GroupRank: A Groupwise Reranking Paradigm Driven by Reinforcement Learning

TL;DR

GroupRank introduces a groupwise reranking paradigm to bridge the gap between pointwise and listwise methods in retrieval-augmented generation. It uses a two-stage training pipeline with supervised fine-tuning and heterogeneous reward-guided reinforcement learning (GRPO), plus a high-quality synthetic data generation pipeline that combines Pointwise and Listwise annotations to produce ground-truth scores. Empirical results on BRIGHT and R2MED show state-of-the-art performance at 7B and 32B scales, with competitive results on BEIR, and a favorable efficiency profile due to groupwise parallelism, achieving approximately LLM calls. This work provides a scalable, flexible reranking framework that leverages LLM reasoning to improve complex, reasoning-intensive retrieval tasks.

Abstract

Large Language Models have shown strong potential as rerankers to enhance the overall performance of RAG systems. However, existing reranking paradigms are constrained by a core theoretical and practical dilemma: Pointwise methods, while simple and highly flexible, evaluate documents independently, making them prone to the Ranking Myopia Trap, overlooking the relative importance between documents. In contrast, Listwise methods can perceive the global ranking context, but suffer from inherent List Rigidity, leading to severe scalability and flexibility issues when handling large candidate sets.

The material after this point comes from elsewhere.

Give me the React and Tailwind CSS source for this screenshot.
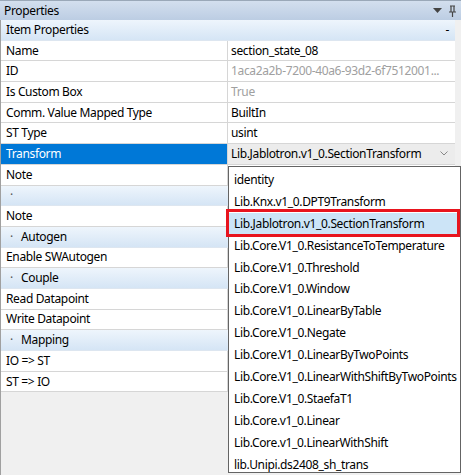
import React from "react";

const rows = [
  { t: "cat", label: "Item Properties", minus: true },
  { label: "Name", value: "section_state_08" },
  { label: "ID", value: "1aca2a2b-7200-40a6-93d2-6f7512001...", dim: true },
  { label: "Is Custom Box", value: "True", dim: true },
  { label: "Comm. Value Mapped Type", value: "BuiltIn" },
  { label: "ST Type", value: "usint" },
  { label: "Transform", value: "Lib.Jablotron.v1_0.SectionTransform", sel: true },
  { label: "Note", value: "" },
  { t: "cat", label: "", dot: true },
  { label: "Note", value: "" },
  { t: "cat", label: "Autogen", dot: true },
  { label: "Enable SWAutogen", value: "" },
  { t: "cat", label: "Couple", dot: true },
  { label: "Read Datapoint", value: "" },
  { label: "Write Datapoint", value: "" },
  { t: "cat", label: "Mapping", dot: true },
  { label: "IO => ST", value: "" },
  { label: "ST => IO", value: "" },
];

const items = [
  "identity",
  "Lib.Knx.v1_0.DPT9Transform",
  "Lib.Jablotron.v1_0.SectionTransform",
  "Lib.Core.V1_0.ResistanceToTemperature",
  "Lib.Core.V1_0.Threshold",
  "Lib.Core.V1_0.Window",
  "Lib.Core.V1_0.LinearByTable",
  "Lib.Core.V1_0.Negate",
  "Lib.Core.V1_0.LinearByTwoPoints",
  "Lib.Core.V1_0.LinearWithShiftByTwoPoints",
  "Lib.Core.V1_0.StaefaT1",
  "Lib.Core.v1_0.Linear",
  "Lib.Core.v1_0.LinearWithShift",
  "lib.Unipi.ds2408_sh_trans",
];

export default function App() {
  return (
    <div
      className="relative w-[461px] h-[475px] overflow-hidden bg-[#f0f0f0] text-[12px] tracking-[-0.35px] text-black"
      style={{ fontFamily: '"Noto Sans", "Open Sans", sans-serif' }}
    >
      <div className="h-[20px] flex items-center justify-between border-t border-[#9aa8b8] bg-gradient-to-b from-[#d3dfee] to-[#bccde3] pl-[4px] pr-[4px]">
        <span className="leading-none">Properties</span>
        <div className="flex items-center gap-[6px]">
          <svg width="9" height="6" viewBox="0 0 9 6"><path d="M0 0h9L4.5 5z" fill="#444" /></svg>
          <svg width="9" height="12" viewBox="0 0 9 12">
            <path d="M2 1h5M3 1v6M6 1v6M1 7h7M4.5 7v5" stroke="#444" strokeWidth="1.2" fill="none" />
          </svg>
        </div>
      </div>
      <div className="flex">
        <div className="w-[455px] border-l border-[#a0a0a0] flex flex-col">
          {rows.map((r, i) =>
            r.t === "cat" ? (
              <div
                key={i}
                className="h-[20.7px] flex items-center justify-between bg-gradient-to-b from-[#eef5fc] to-[#d5e5f5] border-b border-[#dde6f0]"
              >
                <div className="flex items-center">
                  {r.dot ? (
                    <>
                      <span className="w-[20px] pl-[9px] text-[#555] leading-none">·</span>
                      <span>{r.label}</span>
                    </>
                  ) : (
                    <span className="pl-[5px]">{r.label}</span>
                  )}
                </div>
                {r.minus && <span className="pr-[6px] leading-none">-</span>}
              </div>
            ) : (
              <div key={i} className="h-[20.7px] flex border-b border-[#d6d6d6] bg-white">
                <div
                  className={
                    "w-[227px] flex items-center pl-[5px] border-r border-[#d6d6d6] " +
                    (r.sel ? "bg-[#0078d7] text-white" : "")
                  }
                >
                  {r.label}
                </div>
                <div
                  className={
                    "flex-1 flex items-center pl-[3px] whitespace-nowrap overflow-hidden " +
                    (r.dim ? "text-[#a0a0a0] " : "") +
                    (r.sel ? "bg-[#ececec] justify-between pr-[7px]" : "")
                  }
                >
                  <span>{r.value}</span>
                  {r.sel && (
                    <svg width="8" height="5" viewBox="0 0 8 5">
                      <path d="M0.5 0.5L4 4L7.5 0.5" stroke="#888" fill="none" />
                    </svg>
                  )}
                </div>
              </div>
            )
          )}
        </div>
      </div>
      <div className="absolute left-[0px] top-[392px] bottom-0 border-l border-[#a0a0a0]" />
      <div className="absolute left-[228px] top-[166px] w-[233px] h-[307px] bg-white border border-[#646464] flex flex-col pt-[2px]">
        {items.map((it, i) => (
          <div
            key={i}
            className={
              "h-[21.9px] shrink-0 flex items-center pl-[5px] whitespace-nowrap " +
              (i === 2 ? "bg-[#cce4f7]" : "")
            }
          >
            {it}
          </div>
        ))}
      </div>
      <div className="absolute left-[226px] top-[209px] w-[234px] h-[28px] border-[3px] border-[#e8141e]" />
    </div>
  );
}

To address these challenges, we propose Groupwise, a novel reranking paradigm. In this approach, the query and a group of candidate documents are jointly fed into the model, which performs within-group comparisons to assign individual relevance scores to each document. This design retains the flexibility of Pointwise methods while enabling the comparative capability of Listwise methods. We further adopt GRPO for model training, equipped with a heterogeneous reward function that integrates ranking metrics with a distributional reward aimed at aligning score distributions across groups. To overcome the bottleneck caused by the scarcity of high quality labeled data, we further propose an innovative pipeline for synthesizing high quality retrieval and ranking data. The resulting data can be leveraged not only for training the reranker but also for training the retriever. Extensive experiments validate the effectiveness of our approach. On two reasoning intensive retrieval benchmarks, BRIGHT and R2MED.

Paper Structure

This paper contains 38 sections, 12 equations, 3 figures, 7 tables.

Figures (3)

  • Figure 1: Comparison of reranking paradigms. For ranking $N$ documents given a query, three primary approaches are compared based on their complexity and efficiency. The Pointwise method operates without inter-document comparison, allowing for exact, concurrent solving with $O(N)$ complexity, though yielding poorer performance. The Listwise approach uses sliding windows for approximation, achieving better results due to comparison, but is sequential and non-concurrent with $O(N/w)$ complexity. Our Groupwise method enables document comparison and score output, offering high effectiveness. Crucially, it retains the benefit of exact solving and concurrency, achieving $O(N/c)$ complexity. Meanwhile, c denotes the number of documents compared per request, and w denotes the sliding window.
  • Figure 2: Workflow for High-Quality Training Data Generation. After filtering candidate documents via hybrid retrieval, we employ two parallel annotation methods: Pointwise (LLM-based individual scoring) and Listwise (LLM-based holistic ranking). Finally, we apply a weighted fusion to these two sets of annotations to generate highly reliable final scores and a ranked list. This output is ideal for training a GroupRank and can also be used for training Retrievers or other Rerankers.
  • Figure 3: The two-stage training paradigm for the Group Wise Reranker is designed to combine the flexibility of pointwise methods with the high performance of listwise approaches. Within the reinforcement learning (RL) component, the reward function incorporates not only format reward and recall reward, but also incorporates our novel ranking reward and distribution reward, specifically designed for the GroupRank.